A Massachusetts courtroom heard disturbing new details Thursday as prosecutors painted a picture of calculated violence in the case of Lindsay Clancy, the Duxbury mother accused of killing her three young children inside their own home.
Cora, 5, Dawson, 3, and 8-month-old Callan lost their lives on January 24, 2023, in what authorities say was no accident and no act of a woman lost entirely to mental illness — but rather a series of deliberate, hands-on killings carried out one child at a time.
The weapon of choice was something found in countless American homes: exercise bands. Prosecutors allege Lindsay used them to strangle each of her children, personally maintaining pressure around their necks until each one stopped breathing.

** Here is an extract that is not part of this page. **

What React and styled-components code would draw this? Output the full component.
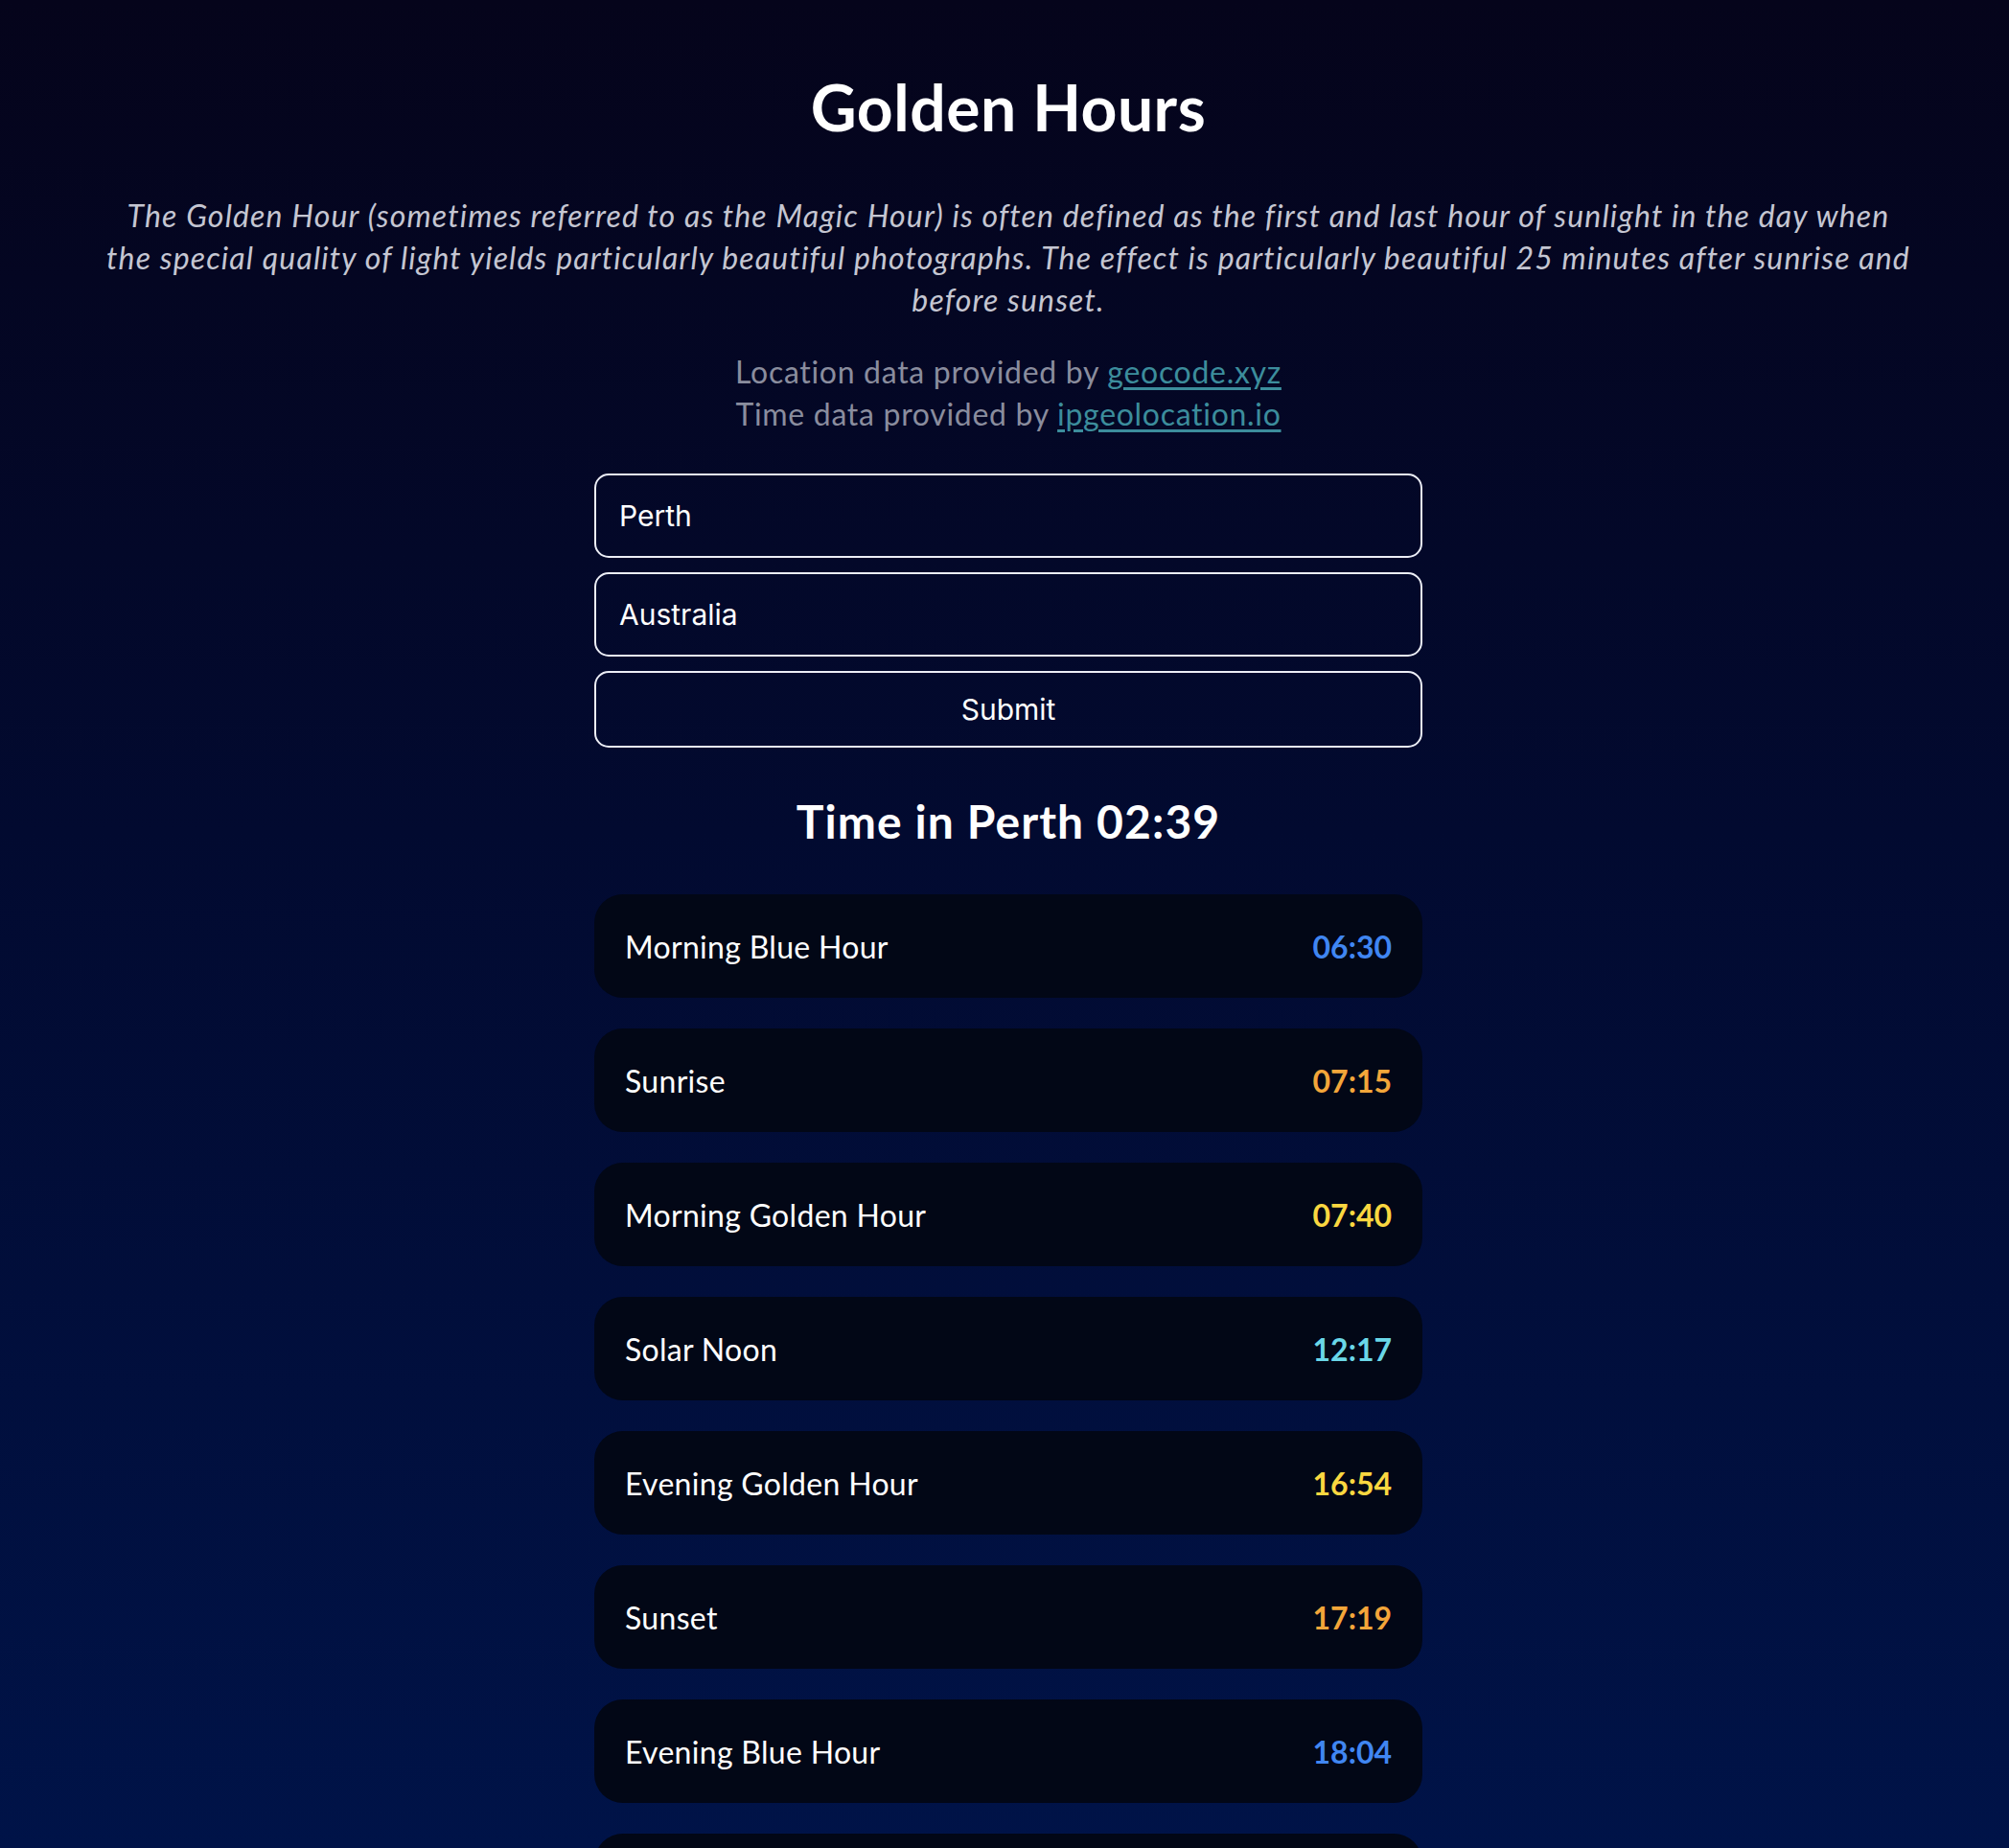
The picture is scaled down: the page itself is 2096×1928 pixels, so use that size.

That detail — that she allegedly held the bands tightly rather than tying them off and walking away — sits at the core of the prosecution’s argument against an insanity defense.
When Patrick Clancy discovered his children in the basement, he was already on the phone with a 911 dispatcher. His anguished cry — “She killed the kids!” — rang out as officers were still descending the stairs toward the scene.
What Patrick found chilled investigators. Each child had an exercise band around their neck.
But in the brief moments before first responders reached the basement, Patrick had already managed to remove every single one.
Prosecutors seized on that fact. The speed with which the bands came off, they argued, told a story of its own.
Had the bands been knotted and left in place, removal would have taken time and effort.
Instead, they came free almost immediately — suggesting, according to prosecutors, that they had simply been pulled tight by hand and released, not secured in any way that would indicate Lindsay had walked away and left fate to take over.
By the time police entered the basement, each band lay beside the child it had been used to kill, according to court filings.
“The brief time between finding each child and the fact that Mr. Clancy was able to remove each band so quickly” formed a cornerstone of the prosecution’s theory, the filings state.
Prosecutors used that evidence to request that Patrick’s 911 call be admitted at trial, arguing the recording is essential to establishing what happened in those final moments. Court TV first reported on the filing.
Lindsay, now 35, was a nurse before her arrest. Her defense attorneys have been upfront: they are not contesting that she killed Cora, Dawson, and Callan. What they are contesting is her mental state when she did it.
The defense maintains that Lindsay was buried under severe postpartum psychosis and had been improperly medicated by the physicians responsible for her care. Her team plans to ask the jury to find her not guilty by reason of insanity.
The trial is set for July, and the admissibility of the 911 call could prove pivotal in how jurors ultimately weigh the competing narratives.
Adding another layer to the case, both Lindsay and Patrick have independently filed civil lawsuits targeting the medical professionals who treated her. Both allege that her doctors failed to identify what was wrong and responded with the wrong treatments.
After killing her children, Lindsay jumped from a window of the family home, suffering serious injuries.
The prosecution’s latest filings represent a direct strike at the foundation of the insanity defense — framing the manner of the killings themselves as evidence that Lindsay Clancy knew exactly what she was doing.